What is expected >>
Transcribe the material exactly. Images do not belong in the copy.

Material provided >>
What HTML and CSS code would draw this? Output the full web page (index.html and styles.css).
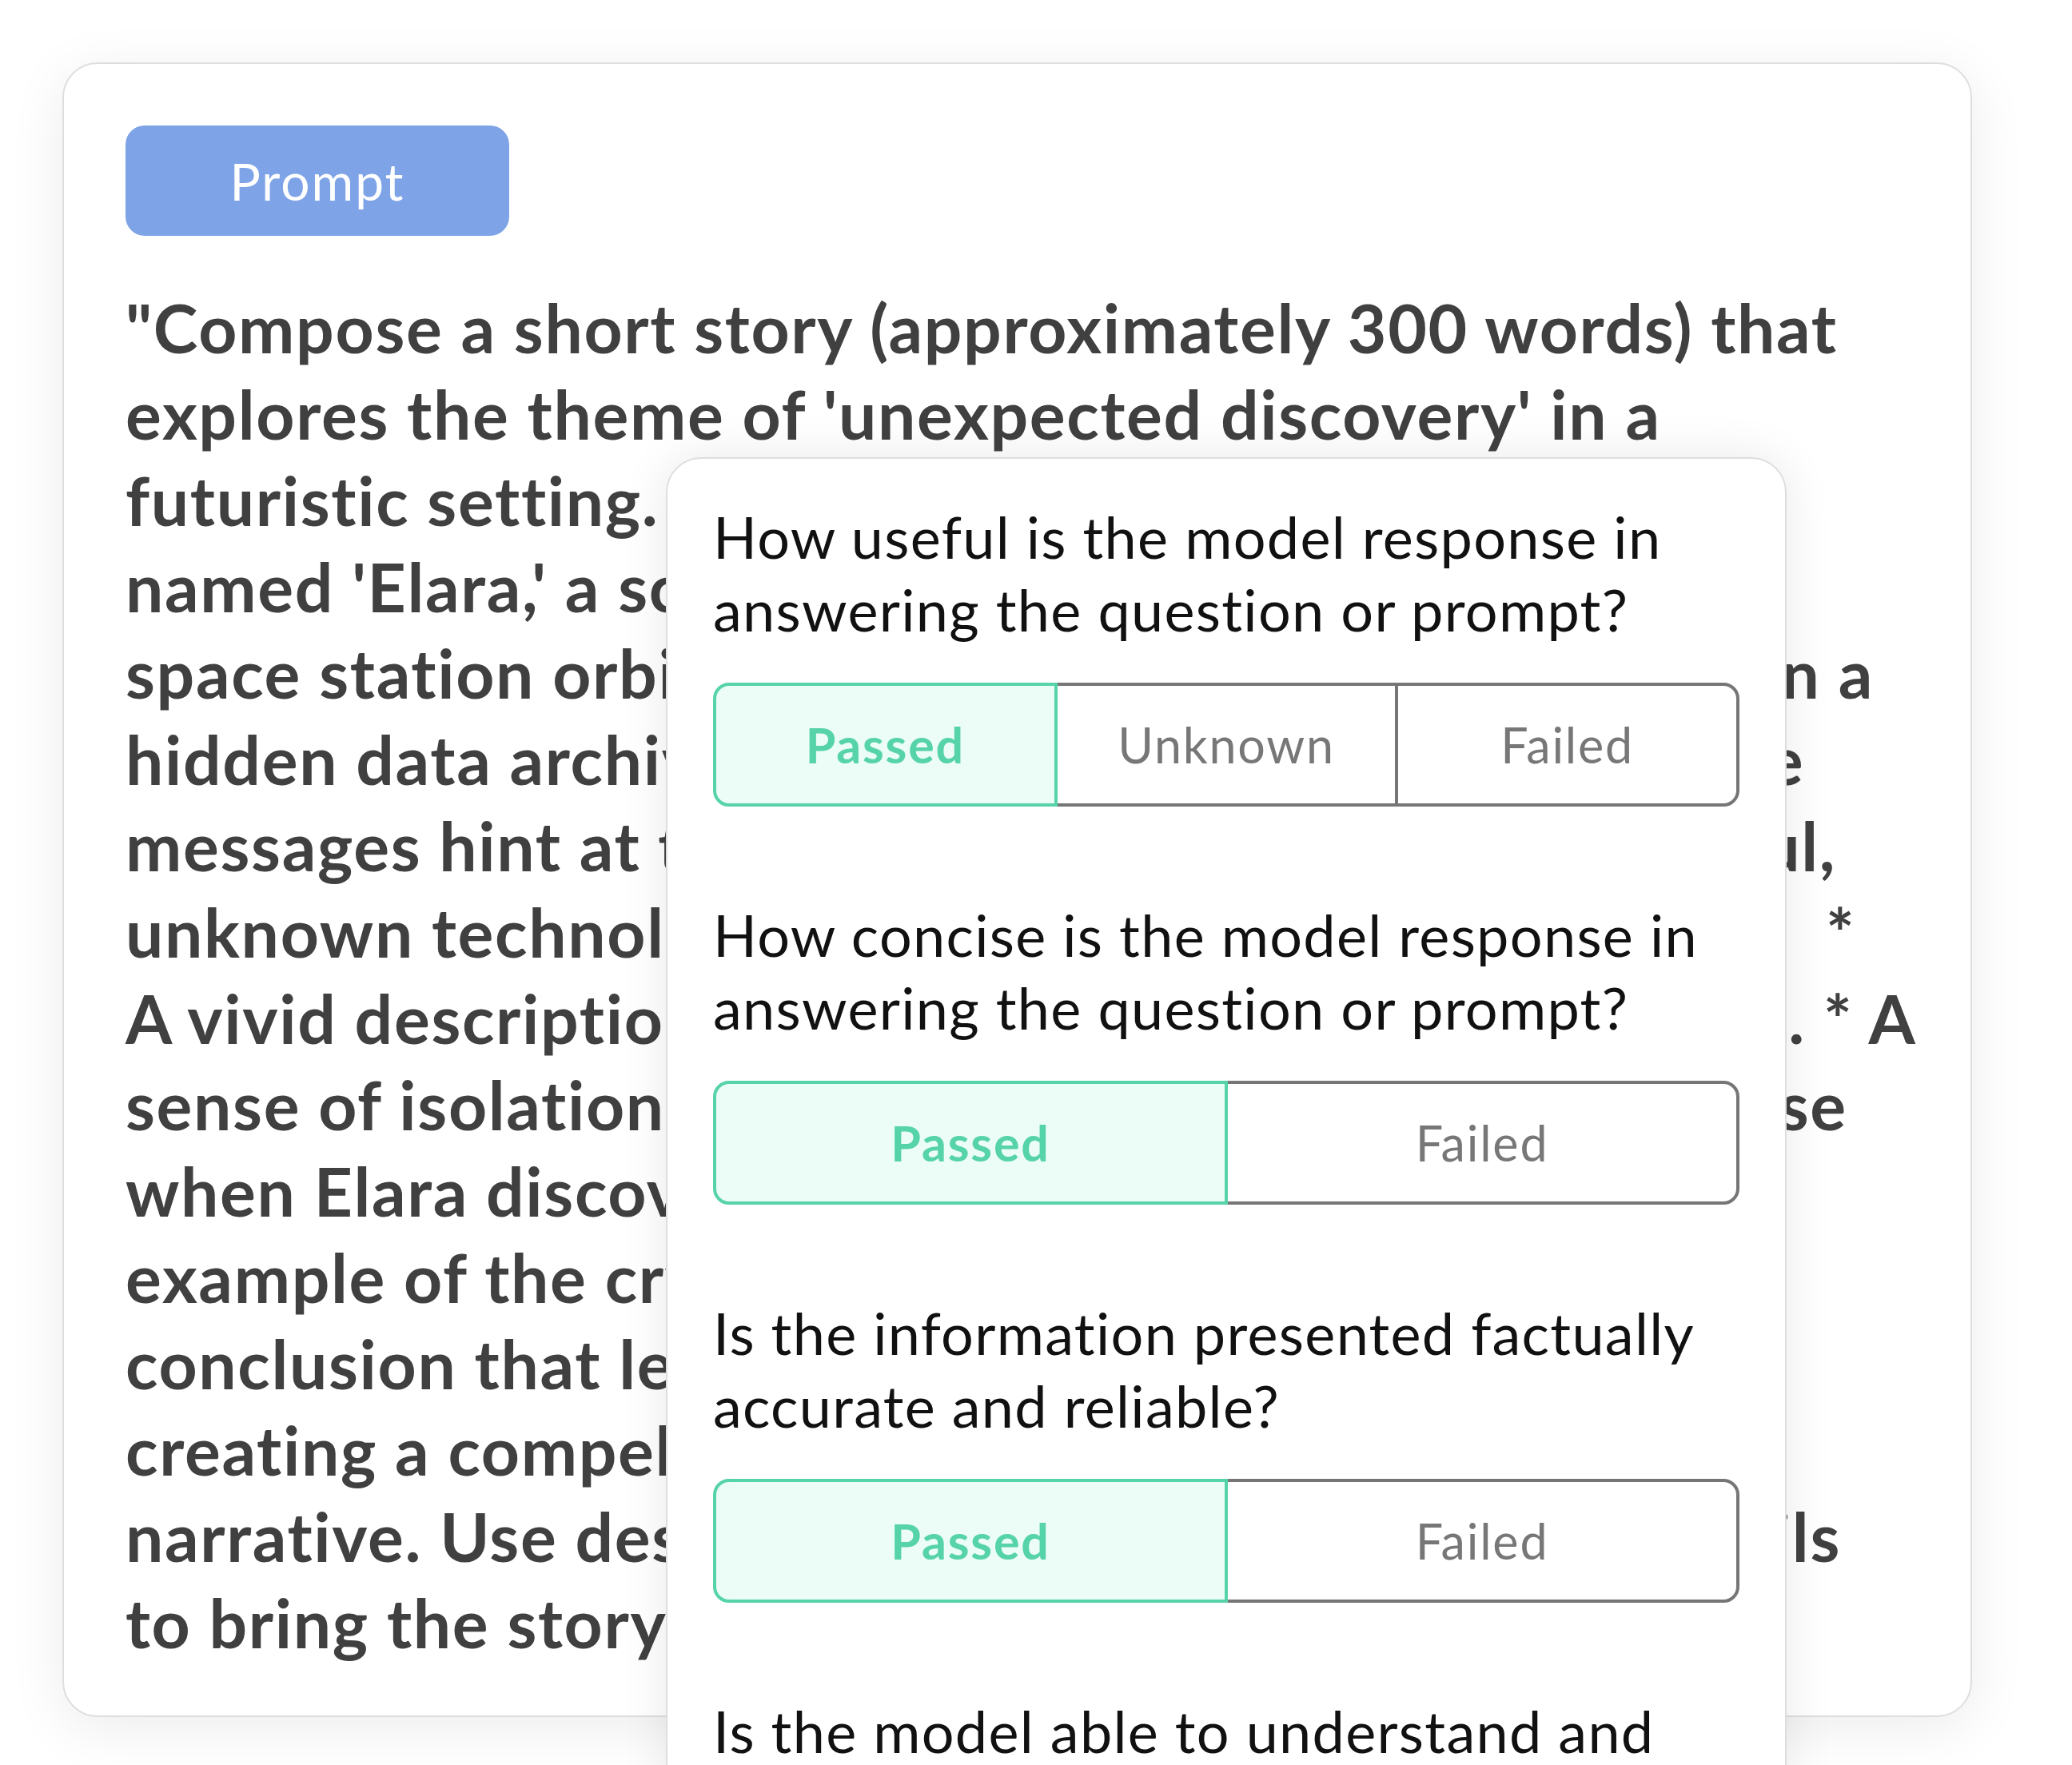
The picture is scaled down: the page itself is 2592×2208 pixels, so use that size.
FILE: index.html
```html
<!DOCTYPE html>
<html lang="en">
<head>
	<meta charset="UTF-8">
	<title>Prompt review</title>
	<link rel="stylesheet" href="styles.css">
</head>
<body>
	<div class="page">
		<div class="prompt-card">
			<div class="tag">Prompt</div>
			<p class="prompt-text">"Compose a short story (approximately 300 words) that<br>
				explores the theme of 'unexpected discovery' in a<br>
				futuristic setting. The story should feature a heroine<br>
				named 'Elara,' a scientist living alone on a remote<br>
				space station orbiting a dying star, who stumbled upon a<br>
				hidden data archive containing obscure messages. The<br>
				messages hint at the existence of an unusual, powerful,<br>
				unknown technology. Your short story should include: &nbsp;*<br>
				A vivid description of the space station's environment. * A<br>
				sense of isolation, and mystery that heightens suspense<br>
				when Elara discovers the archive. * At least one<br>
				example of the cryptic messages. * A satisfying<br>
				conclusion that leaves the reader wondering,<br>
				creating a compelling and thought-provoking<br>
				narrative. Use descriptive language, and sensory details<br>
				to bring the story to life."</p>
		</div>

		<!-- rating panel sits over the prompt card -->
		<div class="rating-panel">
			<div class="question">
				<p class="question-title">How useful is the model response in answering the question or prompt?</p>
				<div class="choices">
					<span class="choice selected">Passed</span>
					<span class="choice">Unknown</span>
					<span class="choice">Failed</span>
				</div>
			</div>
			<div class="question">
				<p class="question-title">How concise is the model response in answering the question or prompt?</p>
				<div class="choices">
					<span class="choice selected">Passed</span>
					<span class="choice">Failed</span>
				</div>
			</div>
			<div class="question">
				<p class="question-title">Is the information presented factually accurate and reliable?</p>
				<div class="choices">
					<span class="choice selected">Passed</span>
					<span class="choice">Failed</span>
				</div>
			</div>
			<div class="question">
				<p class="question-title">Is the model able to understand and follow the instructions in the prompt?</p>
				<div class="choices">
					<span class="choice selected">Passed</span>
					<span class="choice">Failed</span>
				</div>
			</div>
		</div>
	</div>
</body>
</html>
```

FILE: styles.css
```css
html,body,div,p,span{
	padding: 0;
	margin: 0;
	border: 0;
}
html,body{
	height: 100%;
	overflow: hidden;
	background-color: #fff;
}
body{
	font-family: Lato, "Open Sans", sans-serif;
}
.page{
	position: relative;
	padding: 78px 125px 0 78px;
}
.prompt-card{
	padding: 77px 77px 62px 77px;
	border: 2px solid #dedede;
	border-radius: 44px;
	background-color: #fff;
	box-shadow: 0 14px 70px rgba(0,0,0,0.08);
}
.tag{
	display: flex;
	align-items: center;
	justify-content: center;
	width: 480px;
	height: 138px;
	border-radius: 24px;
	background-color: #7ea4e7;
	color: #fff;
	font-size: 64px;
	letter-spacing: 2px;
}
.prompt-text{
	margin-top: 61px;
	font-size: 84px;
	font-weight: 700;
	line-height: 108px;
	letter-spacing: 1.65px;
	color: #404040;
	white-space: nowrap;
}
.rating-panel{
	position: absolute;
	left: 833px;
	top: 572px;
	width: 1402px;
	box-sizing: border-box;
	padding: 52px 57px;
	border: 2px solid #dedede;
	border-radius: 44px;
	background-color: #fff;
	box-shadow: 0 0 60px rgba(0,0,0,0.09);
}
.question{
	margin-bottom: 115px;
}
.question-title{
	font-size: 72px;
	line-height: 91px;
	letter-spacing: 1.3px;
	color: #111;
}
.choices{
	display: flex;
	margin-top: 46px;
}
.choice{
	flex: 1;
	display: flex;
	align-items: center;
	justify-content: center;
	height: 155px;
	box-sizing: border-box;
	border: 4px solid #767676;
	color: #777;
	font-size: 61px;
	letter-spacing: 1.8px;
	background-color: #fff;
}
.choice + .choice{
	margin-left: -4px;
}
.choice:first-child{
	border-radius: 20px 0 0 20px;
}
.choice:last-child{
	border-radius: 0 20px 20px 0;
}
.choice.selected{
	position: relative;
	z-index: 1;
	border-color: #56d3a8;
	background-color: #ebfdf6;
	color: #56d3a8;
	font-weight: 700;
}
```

Exercise solution >>
What HTML and CSS code would draw this? Output the full web page (index.html and styles.css).
The picture is scaled down: the page itself is 2592×2208 pixels, so use that size.
FILE: index.html
```html
<!DOCTYPE html>
<html lang="en">
<head>
	<meta charset="UTF-8">
	<title>Prompt review</title>
	<link rel="stylesheet" href="styles.css">
</head>
<body>
	<div class="page">
		<div class="prompt-card">
			<div class="tag">Prompt</div>
			<p class="prompt-text">"Compose a short story (approximately 300 words) that<br>
				explores the theme of 'unexpected discovery' in a<br>
				futuristic setting. The story should feature a heroine<br>
				named 'Elara,' a scientist living alone on a remote<br>
				space station orbiting a dying star, who stumbled upon a<br>
				hidden data archive containing obscure messages. The<br>
				messages hint at the existence of an unusual, powerful,<br>
				unknown technology. Your short story should include: &nbsp;*<br>
				A vivid description of the space station's environment. * A<br>
				sense of isolation, and mystery that heightens suspense<br>
				when Elara discovers the archive. * At least one<br>
				example of the cryptic messages. * A satisfying<br>
				conclusion that leaves the reader wondering,<br>
				creating a compelling and thought-provoking<br>
				narrative. Use descriptive language, and sensory details<br>
				to bring the story to life."</p>
		</div>

		<!-- rating panel sits over the prompt card -->
		<div class="rating-panel">
			<div class="question">
				<p class="question-title">How useful is the model response in answering the question or prompt?</p>
				<div class="choices">
					<span class="choice selected">Passed</span>
					<span class="choice">Unknown</span>
					<span class="choice">Failed</span>
				</div>
			</div>
			<div class="question">
				<p class="question-title">How concise is the model response in answering the question or prompt?</p>
				<div class="choices">
					<span class="choice selected">Passed</span>
					<span class="choice">Failed</span>
				</div>
			</div>
			<div class="question">
				<p class="question-title">Is the information presented factually accurate and reliable?</p>
				<div class="choices">
					<span class="choice selected">Passed</span>
					<span class="choice">Failed</span>
				</div>
			</div>
			<div class="question">
				<p class="question-title">Is the model able to understand and follow the instructions in the prompt?</p>
				<div class="choices">
					<span class="choice selected">Passed</span>
					<span class="choice">Failed</span>
				</div>
			</div>
		</div>
	</div>
</body>
</html>
```

FILE: styles.css
```css
html,body,div,p,span{
	padding: 0;
	margin: 0;
	border: 0;
}
html,body{
	height: 100%;
	overflow: hidden;
	background-color: #fff;
}
body{
	font-family: Lato, "Open Sans", sans-serif;
}
.page{
	position: relative;
	padding: 78px 125px 0 78px;
}
.prompt-card{
	padding: 77px 77px 62px 77px;
	border: 2px solid #dedede;
	border-radius: 44px;
	background-color: #fff;
	box-shadow: 0 14px 70px rgba(0,0,0,0.08);
}
.tag{
	display: flex;
	align-items: center;
	justify-content: center;
	width: 480px;
	height: 138px;
	border-radius: 24px;
	background-color: #7ea4e7;
	color: #fff;
	font-size: 64px;
	letter-spacing: 2px;
}
.prompt-text{
	margin-top: 61px;
	font-size: 84px;
	font-weight: 700;
	line-height: 108px;
	letter-spacing: 1.65px;
	color: #404040;
	white-space: nowrap;
}
.rating-panel{
	position: absolute;
	left: 833px;
	top: 572px;
	width: 1402px;
	box-sizing: border-box;
	padding: 52px 57px;
	border: 2px solid #dedede;
	border-radius: 44px;
	background-color: #fff;
	box-shadow: 0 0 60px rgba(0,0,0,0.09);
}
.question{
	margin-bottom: 115px;
}
.question-title{
	font-size: 72px;
	line-height: 91px;
	letter-spacing: 1.3px;
	color: #111;
}
.choices{
	display: flex;
	margin-top: 46px;
}
.choice{
	flex: 1;
	display: flex;
	align-items: center;
	justify-content: center;
	height: 155px;
	box-sizing: border-box;
	border: 4px solid #767676;
	color: #777;
	font-size: 61px;
	letter-spacing: 1.8px;
	background-color: #fff;
}
.choice + .choice{
	margin-left: -4px;
}
.choice:first-child{
	border-radius: 20px 0 0 20px;
}
.choice:last-child{
	border-radius: 0 20px 20px 0;
}
.choice.selected{
	position: relative;
	z-index: 1;
	border-color: #56d3a8;
	background-color: #ebfdf6;
	color: #56d3a8;
	font-weight: 700;
}
```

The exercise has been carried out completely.